Liz Gentino asked whether the push for the cap-and-trade bill in the legislature is an effort to punish the rural counties for their court victory.
Nyquist noted that the cap-and-trade effort was under way long before the court case was decided.
“They’re doing that because it’s pure politics,” he said. “They’re doing that because their political base supports that kind of action. It’s a bit crazy, isn’t it? You’ve got people thinking that in 11 years they’re going to burn up? How do you have that conversation?”
He said he’s been told that if a statewide measure on cap-and-trade were put to voters, “it would lose 3-1 today.
“People get that. People get raising their price a buck a gallon for an environmental cup of water in the ocean is not something that makes sense.”
Ed Graville asked what a cap-and-trade law would do to farmers and others who own less-than-modern equipment.
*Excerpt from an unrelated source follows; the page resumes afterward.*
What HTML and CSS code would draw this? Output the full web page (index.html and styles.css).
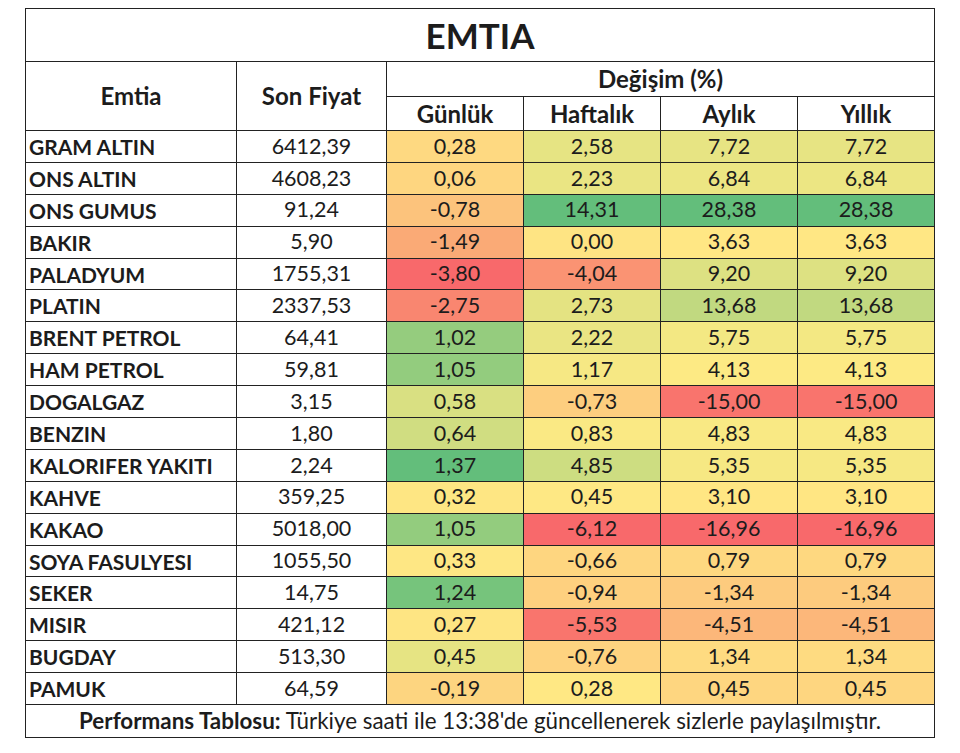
FILE: index.html
```html
<!DOCTYPE html>
<html lang="tr">
<head>
<meta charset="utf-8">
<title>EMTIA</title>
<link rel="stylesheet" href="styles.css">
</head>
<body>
<div class="page">
<table class="perf">
  <colgroup>
    <col class="c-name"><col class="c-price"><col class="c-pct"><col class="c-pct"><col class="c-pct"><col class="c-pct">
  </colgroup>
  <thead>
    <tr class="title-row"><th colspan="6" class="title">EMTIA</th></tr>
    <tr class="head1">
      <th rowspan="2" class="hcell">Emtia</th>
      <th rowspan="2" class="hcell">Son Fiyat</th>
      <th colspan="4" class="hcell">Değişim (%)</th>
    </tr>
    <tr class="head2">
      <th class="hcell">Günlük</th>
      <th class="hcell">Haftalık</th>
      <th class="hcell">Aylık</th>
      <th class="hcell">Yıllık</th>
    </tr>
  </thead>
  <tbody>
    <tr><td class="name">GRAM ALTIN</td><td class="num">6412,39</td><td class="num" style="background:#FED981">0,28</td><td class="num" style="background:#E6E483">2,58</td><td class="num" style="background:#E7E483">7,72</td><td class="num" style="background:#E7E483">7,72</td></tr>
    <tr><td class="name">ONS ALTIN</td><td class="num">4608,23</td><td class="num" style="background:#FED680">0,06</td><td class="num" style="background:#EAE583">2,23</td><td class="num" style="background:#ECE683">6,84</td><td class="num" style="background:#ECE683">6,84</td></tr>
    <tr><td class="name">ONS GUMUS</td><td class="num">91,24</td><td class="num" style="background:#FCC37C">-0,78</td><td class="num" style="background:#63BE7B">14,31</td><td class="num" style="background:#63BE7B">28,38</td><td class="num" style="background:#63BE7B">28,38</td></tr>
    <tr><td class="name">BAKIR</td><td class="num">5,90</td><td class="num" style="background:#FAAA76">-1,49</td><td class="num" style="background:#FEE483">0,00</td><td class="num" style="background:#FFE784">3,63</td><td class="num" style="background:#FFE784">3,63</td></tr>
    <tr><td class="name">PALADYUM</td><td class="num">1755,31</td><td class="num" style="background:#F8696B">-3,80</td><td class="num" style="background:#FA9373">-4,04</td><td class="num" style="background:#DDE182">9,20</td><td class="num" style="background:#DDE182">9,20</td></tr>
    <tr><td class="name">PLATIN</td><td class="num">2337,53</td><td class="num" style="background:#F98670">-2,75</td><td class="num" style="background:#E4E382">2,73</td><td class="num" style="background:#C1D980">13,68</td><td class="num" style="background:#C1D980">13,68</td></tr>
    <tr><td class="name">BRENT PETROL</td><td class="num">64,41</td><td class="num" style="background:#95CC7E">1,02</td><td class="num" style="background:#EAE583">2,22</td><td class="num" style="background:#F3E883">5,75</td><td class="num" style="background:#F3E883">5,75</td></tr>
    <tr><td class="name">HAM PETROL</td><td class="num">59,81</td><td class="num" style="background:#93CC7E">1,05</td><td class="num" style="background:#F6E884">1,17</td><td class="num" style="background:#FDEA84">4,13</td><td class="num" style="background:#FDEA84">4,13</td></tr>
    <tr><td class="name">DOGALGAZ</td><td class="num">3,15</td><td class="num" style="background:#D9E082">0,58</td><td class="num" style="background:#FDCE7F">-0,73</td><td class="num" style="background:#F9746D">-15,00</td><td class="num" style="background:#F9746D">-15,00</td></tr>
    <tr><td class="name">BENZIN</td><td class="num">1,80</td><td class="num" style="background:#D0DD81">0,64</td><td class="num" style="background:#FAE984">0,83</td><td class="num" style="background:#F9E984">4,83</td><td class="num" style="background:#F9E984">4,83</td></tr>
    <tr><td class="name">KALORIFER YAKITI</td><td class="num">2,24</td><td class="num" style="background:#63BE7B">1,37</td><td class="num" style="background:#CDDD81">4,85</td><td class="num" style="background:#F6E883">5,35</td><td class="num" style="background:#F6E883">5,35</td></tr>
    <tr><td class="name">KAHVE</td><td class="num">359,25</td><td class="num" style="background:#FEE683">0,32</td><td class="num" style="background:#FEE884">0,45</td><td class="num" style="background:#FFE683">3,10</td><td class="num" style="background:#FFE683">3,10</td></tr>
    <tr><td class="name">KAKAO</td><td class="num">5018,00</td><td class="num" style="background:#93CC7E">1,05</td><td class="num" style="background:#F8696B">-6,12</td><td class="num" style="background:#F8696B">-16,96</td><td class="num" style="background:#F8696B">-16,96</td></tr>
    <tr><td class="name">SOYA FASULYESI</td><td class="num">1055,50</td><td class="num" style="background:#FEE784">0,33</td><td class="num" style="background:#FED680">-0,66</td><td class="num" style="background:#FED880">0,79</td><td class="num" style="background:#FED880">0,79</td></tr>
    <tr><td class="name">SEKER</td><td class="num">14,75</td><td class="num" style="background:#76C47C">1,24</td><td class="num" style="background:#FED07F">-0,94</td><td class="num" style="background:#FDCB7E">-1,34</td><td class="num" style="background:#FDCB7E">-1,34</td></tr>
    <tr><td class="name">MISIR</td><td class="num">421,12</td><td class="num" style="background:#FEE583">0,27</td><td class="num" style="background:#F9756D">-5,53</td><td class="num" style="background:#FCB77A">-4,51</td><td class="num" style="background:#FCB77A">-4,51</td></tr>
    <tr><td class="name">BUGDAY</td><td class="num">513,30</td><td class="num" style="background:#E6E483">0,45</td><td class="num" style="background:#FED380">-0,76</td><td class="num" style="background:#FEDB81">1,34</td><td class="num" style="background:#FEDB81">1,34</td></tr>
    <tr><td class="name">PAMUK</td><td class="num">64,59</td><td class="num" style="background:#FDD580">-0,19</td><td class="num" style="background:#FFE884">0,28</td><td class="num" style="background:#FED680">0,45</td><td class="num" style="background:#FED680">0,45</td></tr>
  </tbody>
  <tfoot>
    <tr class="foot-row"><td colspan="6" class="foot"><strong>Performans Tablosu:</strong> Türkiye saati ile 13:38'de güncellenerek sizlerle paylaşılmıştır.</td></tr>
  </tfoot>
</table>
</div>
</body>
</html>
```
FILE: styles.css
```css
html, body {
  margin: 0;
  padding: 0;
  background: #ffffff;
}

.page {
  padding: 8px 0 0 25px;
}

.perf {
  border-collapse: collapse;
  width: 910px;
  table-layout: fixed;
  font-family: Lato, "Open Sans", "Liberation Sans", sans-serif;
  color: #1c1c1c;
}

.c-name { width: 211px; }
.c-price { width: 150px; }
.c-pct { width: 137px; }

.perf th,
.perf td {
  border: 1px solid #222222;
  padding: 0;
  vertical-align: middle;
  line-height: 1;
}

.title-row { height: 53px; }
.title {
  font-size: 35px;
  font-weight: 700;
  text-align: center;
}

.head1 { height: 35px; }
.head2 { height: 34px; }
.hcell {
  font-size: 24px;
  font-weight: 700;
  text-align: center;
}

.perf tbody tr { height: 31.9px; }

.name {
  font-size: 21px;
  font-weight: 700;
  text-align: left;
  padding-left: 3px !important;
  white-space: nowrap;
}

.num {
  font-size: 21.5px;
  font-weight: 400;
  text-align: center;
}

.foot-row { height: 33px; }
.foot {
  font-size: 22.4px;
  text-align: center;
  white-space: nowrap;
}
.foot strong { font-weight: 700; }
```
“What about these pickups?” he asked, gesturing at the cluster of vehicles parked outside the workshop in which they were sitting.
Nyquist reponded: “I pulled up in a 2001 Ford Excursion diesel with 400,000 miles on it. I don’t think I’m going to give that up.
“No, it’s not good. A big part of the problem with cap-and-trade, with their bill, they leave the details blank. They just tell you you’re going to get to a goal. They don’t put in all the gory details of how you’re going to get to the goal, necessarily. You know the math. There’s only one way to get there: electricity.”
He acknowledged that if cap-and-trade passes, it will be difficult – for everyone.
“My dad is 84. I farm 100 acres with him. It will be a bad day for a state bureaucrat to come out and tell my dad to shut that tractor down. It’s not going to work out for somebody.
“The problem is that’s not how they’ll do it. What they’ll do is pound the cost of that fuel, so our fuel will go out. The fuel bill will be a disproportionate cost of planting 100 acres of wheat. The lack of detail and how they get there.”